What you need to know
- Last week, the world woke up to a global digital pandemic that was caused by a faulty CrowdStrike driver that negatively impacted Microsoft services.
- Dave Plummer, a former Microsoft Windows developer, has shared a YouTube video breaking down intricate details about the global IT outage.
- Plummer believes the outage was caused by null bytes in the driver's dynamic data file.
Last week on Friday, the world woke up to what experts are now referring to as the "biggest IT outage the world has ever seen." The massive outage caused by a faulty CrowdStrike kernel driver impacted approximately 8.5 million Windows devices.
The digital pandemic affected Microsoft services, including networking and cloud computing. The dreadful Blue Screen of Death (BSoD) error characterized the issue. Microsoft and CrowdStrike consequently issued statements indicating that they'd fixed the problem, but it would take time for the services to be fully restored.
Microsoft recommended restarting devices up to 15 times, to expedite the restoration of the services. We've gotten different accounts explaining the root cause of the widespread global IT outage from Microsoft and CrowdStrike officials.
Dave Plummer (aka Dave's Garage), is a former Microsoft software engineer well-known for his contributions across the Windows ecosystem, including adding ZIP file support and more. He recently shared a YouTube video explaining the digital pandemic caused by CrowdStrike.
For context, Plummer's work as a Windows Developer at Microsoft involved debugging BSoD errors, though he admits CrowdStrike's outage was different. Interestingly, Plummer added that he was traveling in New York amidst the chaos, leaving him stranded at the airport.

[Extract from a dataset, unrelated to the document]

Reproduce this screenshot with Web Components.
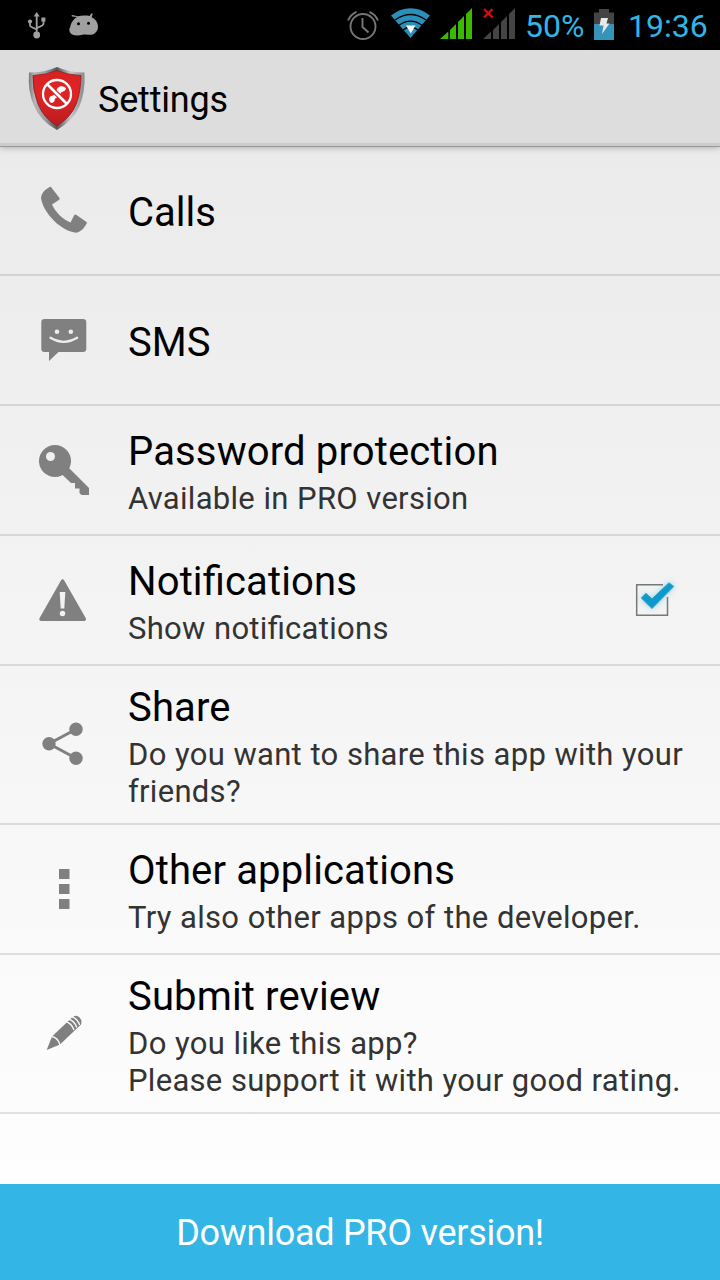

While Plummer states the process of debugging BSoD errors was straightforward, he refers to issues affecting the kernel driver as "the hardest to sort out." He further indicated that the kernel operating system uses a ring system to bifurcate code into two distinct types of kernel modes for the operating, including kernel mode for the operating system and user mode that facilitates the running of software applications.
Kernel mode is more privileged and has access to the entire system memory map and what's in memory on any physical page. On the other hand, user mode only has access to the memory map pages that the kernel wants you to see. It is also worth noting that when the application code crashes, the application crashes, too. Whereas, when the kernel mode crashes, the entire system crashes — which is why users encounter the dreadful BSoD error.
Plummer notes that this isn't specific to the Windows operating system, but a general protective measure across all modern systems, including Linux and Apple's macOS. This is where CrowdSrike's Falcon security service comes in. It helps keep malware at bay and offers robust protection for servers. It's worth noting that the service operates in kernel mode. It monitors and analyzes how an application runs in case of attacks, since it has access to system data structures and services.
Why was Windows part of the chaos?
Running code in kernel mode is no easy feat. For context, Microsoft offers the WHQL (Windows Hardware Quality Labs) certification in such instances as proof that the drivers have undergone testing and have been certified to run on Windows. The tech giant only issues the digital certificate after running tests. However, it only remains valid as long as no alterations are made to the driver after testing.
CrowdStrike aims to keep Falcon updated with the latest security features to keep up with sophisticated attacks. In essence, this would require the company to create a new driver for each update, which would also mean new WHQL certification for the driver. With the rapid changes and prompt deployment of attacks, this wouldn't be feasible, as the turnaround time could take weeks.
As a bypass to this issue, CrowdStrike features dynamic definition files that the driver can process without necessarily being part of the initial driver package. This way, the company can avoid the long certification and testing processes and still be able to ship new updates to counter potential threats to the system.
However, the approach isn't entirely smooth. The dynamic files are complete programs written in code that the driver can execute and run unsigned code in kernel mode and run. The driver remains the same and doesn't warrant fresh certification, new updates change its operation which in turn presents security threats.
While reports indicate the service crashed because of an invalid memory reference, Plummer suggests the issue could've been caused by null bytes in the dynamic data file. During the massive global IT outage, concerned users threw Microsoft under the bus (though subsequent reports confirmed that the company wasn't behind the digital pandemic).
The Windows operating system ships with many features designed to handle such issues, including booting with the last known good configuration. However, CrowdStrike's driver is marked as a boot driver. For context, boot drivers are crucial when restarting the operating system. Therefore, CrowdStrike's driver may be designated as a boot driver to protect Windows devices — hence the persistent BSoD error reports.